GIVEN TASK.
Return all of the lines below exactly as they are.

DATA LINES.

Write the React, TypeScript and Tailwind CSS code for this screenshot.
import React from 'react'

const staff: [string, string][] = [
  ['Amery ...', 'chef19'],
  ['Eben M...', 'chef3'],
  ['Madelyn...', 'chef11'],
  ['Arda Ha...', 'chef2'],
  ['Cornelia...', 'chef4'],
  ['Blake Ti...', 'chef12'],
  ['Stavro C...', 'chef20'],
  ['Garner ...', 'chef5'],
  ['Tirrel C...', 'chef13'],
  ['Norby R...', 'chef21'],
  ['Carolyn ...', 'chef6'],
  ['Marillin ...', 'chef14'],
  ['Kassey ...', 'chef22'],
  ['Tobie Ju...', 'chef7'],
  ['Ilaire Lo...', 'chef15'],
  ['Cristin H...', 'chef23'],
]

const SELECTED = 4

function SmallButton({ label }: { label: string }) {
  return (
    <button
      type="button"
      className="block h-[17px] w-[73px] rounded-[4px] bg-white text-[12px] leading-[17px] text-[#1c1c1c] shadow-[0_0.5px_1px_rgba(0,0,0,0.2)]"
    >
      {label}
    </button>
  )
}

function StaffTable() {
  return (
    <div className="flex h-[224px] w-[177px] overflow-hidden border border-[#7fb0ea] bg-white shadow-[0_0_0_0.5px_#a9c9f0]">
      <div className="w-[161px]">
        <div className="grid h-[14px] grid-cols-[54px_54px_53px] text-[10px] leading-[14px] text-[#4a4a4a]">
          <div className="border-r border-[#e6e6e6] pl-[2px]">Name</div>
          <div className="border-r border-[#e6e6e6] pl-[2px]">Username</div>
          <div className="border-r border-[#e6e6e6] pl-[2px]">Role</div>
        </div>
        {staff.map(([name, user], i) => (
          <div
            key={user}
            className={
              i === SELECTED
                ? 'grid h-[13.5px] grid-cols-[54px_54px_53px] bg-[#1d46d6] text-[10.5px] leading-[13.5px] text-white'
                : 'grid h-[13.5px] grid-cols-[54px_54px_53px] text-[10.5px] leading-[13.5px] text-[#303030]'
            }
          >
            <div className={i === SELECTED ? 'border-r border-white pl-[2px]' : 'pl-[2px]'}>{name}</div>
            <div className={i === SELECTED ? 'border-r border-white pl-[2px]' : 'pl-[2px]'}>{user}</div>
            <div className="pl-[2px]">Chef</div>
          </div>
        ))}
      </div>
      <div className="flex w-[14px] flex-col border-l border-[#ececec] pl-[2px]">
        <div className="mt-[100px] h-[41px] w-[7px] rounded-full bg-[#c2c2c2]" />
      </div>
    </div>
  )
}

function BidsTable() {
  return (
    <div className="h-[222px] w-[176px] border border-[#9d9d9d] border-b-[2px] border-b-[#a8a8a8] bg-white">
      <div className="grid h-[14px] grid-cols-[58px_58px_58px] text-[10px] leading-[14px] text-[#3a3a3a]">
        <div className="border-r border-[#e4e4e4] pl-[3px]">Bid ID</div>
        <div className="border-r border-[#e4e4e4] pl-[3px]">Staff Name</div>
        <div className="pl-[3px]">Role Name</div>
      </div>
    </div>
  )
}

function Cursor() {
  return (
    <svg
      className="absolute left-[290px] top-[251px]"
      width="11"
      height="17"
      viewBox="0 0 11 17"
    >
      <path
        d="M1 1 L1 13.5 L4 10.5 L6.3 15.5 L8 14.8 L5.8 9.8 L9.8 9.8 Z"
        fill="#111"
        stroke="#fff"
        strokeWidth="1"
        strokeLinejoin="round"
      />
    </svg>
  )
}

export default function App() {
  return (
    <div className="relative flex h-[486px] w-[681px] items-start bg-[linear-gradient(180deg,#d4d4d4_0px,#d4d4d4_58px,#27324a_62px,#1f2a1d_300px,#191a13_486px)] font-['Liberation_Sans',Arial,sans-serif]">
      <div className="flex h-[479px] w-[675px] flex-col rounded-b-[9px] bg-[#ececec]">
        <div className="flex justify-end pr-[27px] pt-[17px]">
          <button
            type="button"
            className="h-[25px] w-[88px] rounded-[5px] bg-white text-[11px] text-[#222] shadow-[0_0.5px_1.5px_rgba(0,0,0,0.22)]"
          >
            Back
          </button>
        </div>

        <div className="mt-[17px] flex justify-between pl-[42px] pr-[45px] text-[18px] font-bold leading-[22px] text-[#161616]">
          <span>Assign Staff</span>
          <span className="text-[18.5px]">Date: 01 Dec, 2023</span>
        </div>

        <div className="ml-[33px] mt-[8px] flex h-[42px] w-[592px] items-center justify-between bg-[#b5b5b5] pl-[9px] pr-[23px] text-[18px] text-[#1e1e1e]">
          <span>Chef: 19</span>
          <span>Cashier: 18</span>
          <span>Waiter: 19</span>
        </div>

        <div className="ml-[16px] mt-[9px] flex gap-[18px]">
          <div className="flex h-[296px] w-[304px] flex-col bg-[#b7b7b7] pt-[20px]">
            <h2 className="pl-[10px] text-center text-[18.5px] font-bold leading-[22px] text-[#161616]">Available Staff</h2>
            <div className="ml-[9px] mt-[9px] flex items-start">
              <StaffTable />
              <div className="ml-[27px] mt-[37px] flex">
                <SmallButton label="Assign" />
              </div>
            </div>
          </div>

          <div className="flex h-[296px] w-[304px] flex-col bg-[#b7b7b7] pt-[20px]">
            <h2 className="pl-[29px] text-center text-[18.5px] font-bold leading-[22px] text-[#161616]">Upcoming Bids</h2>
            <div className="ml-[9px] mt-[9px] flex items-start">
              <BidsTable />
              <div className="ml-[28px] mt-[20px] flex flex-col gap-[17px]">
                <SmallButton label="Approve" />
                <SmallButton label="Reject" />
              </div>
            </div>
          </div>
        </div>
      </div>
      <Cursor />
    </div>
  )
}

EXERCISE SOLUTION.
Write the React, TypeScript and Tailwind CSS code for this screenshot.
import React from 'react'

const staff: [string, string][] = [
  ['Amery ...', 'chef19'],
  ['Eben M...', 'chef3'],
  ['Madelyn...', 'chef11'],
  ['Arda Ha...', 'chef2'],
  ['Cornelia...', 'chef4'],
  ['Blake Ti...', 'chef12'],
  ['Stavro C...', 'chef20'],
  ['Garner ...', 'chef5'],
  ['Tirrel C...', 'chef13'],
  ['Norby R...', 'chef21'],
  ['Carolyn ...', 'chef6'],
  ['Marillin ...', 'chef14'],
  ['Kassey ...', 'chef22'],
  ['Tobie Ju...', 'chef7'],
  ['Ilaire Lo...', 'chef15'],
  ['Cristin H...', 'chef23'],
]

const SELECTED = 4

function SmallButton({ label }: { label: string }) {
  return (
    <button
      type="button"
      className="block h-[17px] w-[73px] rounded-[4px] bg-white text-[12px] leading-[17px] text-[#1c1c1c] shadow-[0_0.5px_1px_rgba(0,0,0,0.2)]"
    >
      {label}
    </button>
  )
}

function StaffTable() {
  return (
    <div className="flex h-[224px] w-[177px] overflow-hidden border border-[#7fb0ea] bg-white shadow-[0_0_0_0.5px_#a9c9f0]">
      <div className="w-[161px]">
        <div className="grid h-[14px] grid-cols-[54px_54px_53px] text-[10px] leading-[14px] text-[#4a4a4a]">
          <div className="border-r border-[#e6e6e6] pl-[2px]">Name</div>
          <div className="border-r border-[#e6e6e6] pl-[2px]">Username</div>
          <div className="border-r border-[#e6e6e6] pl-[2px]">Role</div>
        </div>
        {staff.map(([name, user], i) => (
          <div
            key={user}
            className={
              i === SELECTED
                ? 'grid h-[13.5px] grid-cols-[54px_54px_53px] bg-[#1d46d6] text-[10.5px] leading-[13.5px] text-white'
                : 'grid h-[13.5px] grid-cols-[54px_54px_53px] text-[10.5px] leading-[13.5px] text-[#303030]'
            }
          >
            <div className={i === SELECTED ? 'border-r border-white pl-[2px]' : 'pl-[2px]'}>{name}</div>
            <div className={i === SELECTED ? 'border-r border-white pl-[2px]' : 'pl-[2px]'}>{user}</div>
            <div className="pl-[2px]">Chef</div>
          </div>
        ))}
      </div>
      <div className="flex w-[14px] flex-col border-l border-[#ececec] pl-[2px]">
        <div className="mt-[100px] h-[41px] w-[7px] rounded-full bg-[#c2c2c2]" />
      </div>
    </div>
  )
}

function BidsTable() {
  return (
    <div className="h-[222px] w-[176px] border border-[#9d9d9d] border-b-[2px] border-b-[#a8a8a8] bg-white">
      <div className="grid h-[14px] grid-cols-[58px_58px_58px] text-[10px] leading-[14px] text-[#3a3a3a]">
        <div className="border-r border-[#e4e4e4] pl-[3px]">Bid ID</div>
        <div className="border-r border-[#e4e4e4] pl-[3px]">Staff Name</div>
        <div className="pl-[3px]">Role Name</div>
      </div>
    </div>
  )
}

function Cursor() {
  return (
    <svg
      className="absolute left-[290px] top-[251px]"
      width="11"
      height="17"
      viewBox="0 0 11 17"
    >
      <path
        d="M1 1 L1 13.5 L4 10.5 L6.3 15.5 L8 14.8 L5.8 9.8 L9.8 9.8 Z"
        fill="#111"
        stroke="#fff"
        strokeWidth="1"
        strokeLinejoin="round"
      />
    </svg>
  )
}

export default function App() {
  return (
    <div className="relative flex h-[486px] w-[681px] items-start bg-[linear-gradient(180deg,#d4d4d4_0px,#d4d4d4_58px,#27324a_62px,#1f2a1d_300px,#191a13_486px)] font-['Liberation_Sans',Arial,sans-serif]">
      <div className="flex h-[479px] w-[675px] flex-col rounded-b-[9px] bg-[#ececec]">
        <div className="flex justify-end pr-[27px] pt-[17px]">
          <button
            type="button"
            className="h-[25px] w-[88px] rounded-[5px] bg-white text-[11px] text-[#222] shadow-[0_0.5px_1.5px_rgba(0,0,0,0.22)]"
          >
            Back
          </button>
        </div>

        <div className="mt-[17px] flex justify-between pl-[42px] pr-[45px] text-[18px] font-bold leading-[22px] text-[#161616]">
          <span>Assign Staff</span>
          <span className="text-[18.5px]">Date: 01 Dec, 2023</span>
        </div>

        <div className="ml-[33px] mt-[8px] flex h-[42px] w-[592px] items-center justify-between bg-[#b5b5b5] pl-[9px] pr-[23px] text-[18px] text-[#1e1e1e]">
          <span>Chef: 19</span>
          <span>Cashier: 18</span>
          <span>Waiter: 19</span>
        </div>

        <div className="ml-[16px] mt-[9px] flex gap-[18px]">
          <div className="flex h-[296px] w-[304px] flex-col bg-[#b7b7b7] pt-[20px]">
            <h2 className="pl-[10px] text-center text-[18.5px] font-bold leading-[22px] text-[#161616]">Available Staff</h2>
            <div className="ml-[9px] mt-[9px] flex items-start">
              <StaffTable />
              <div className="ml-[27px] mt-[37px] flex">
                <SmallButton label="Assign" />
              </div>
            </div>
          </div>

          <div className="flex h-[296px] w-[304px] flex-col bg-[#b7b7b7] pt-[20px]">
            <h2 className="pl-[29px] text-center text-[18.5px] font-bold leading-[22px] text-[#161616]">Upcoming Bids</h2>
            <div className="ml-[9px] mt-[9px] flex items-start">
              <BidsTable />
              <div className="ml-[28px] mt-[20px] flex flex-col gap-[17px]">
                <SmallButton label="Approve" />
                <SmallButton label="Reject" />
              </div>
            </div>
          </div>
        </div>
      </div>
      <Cursor />
    </div>
  )
}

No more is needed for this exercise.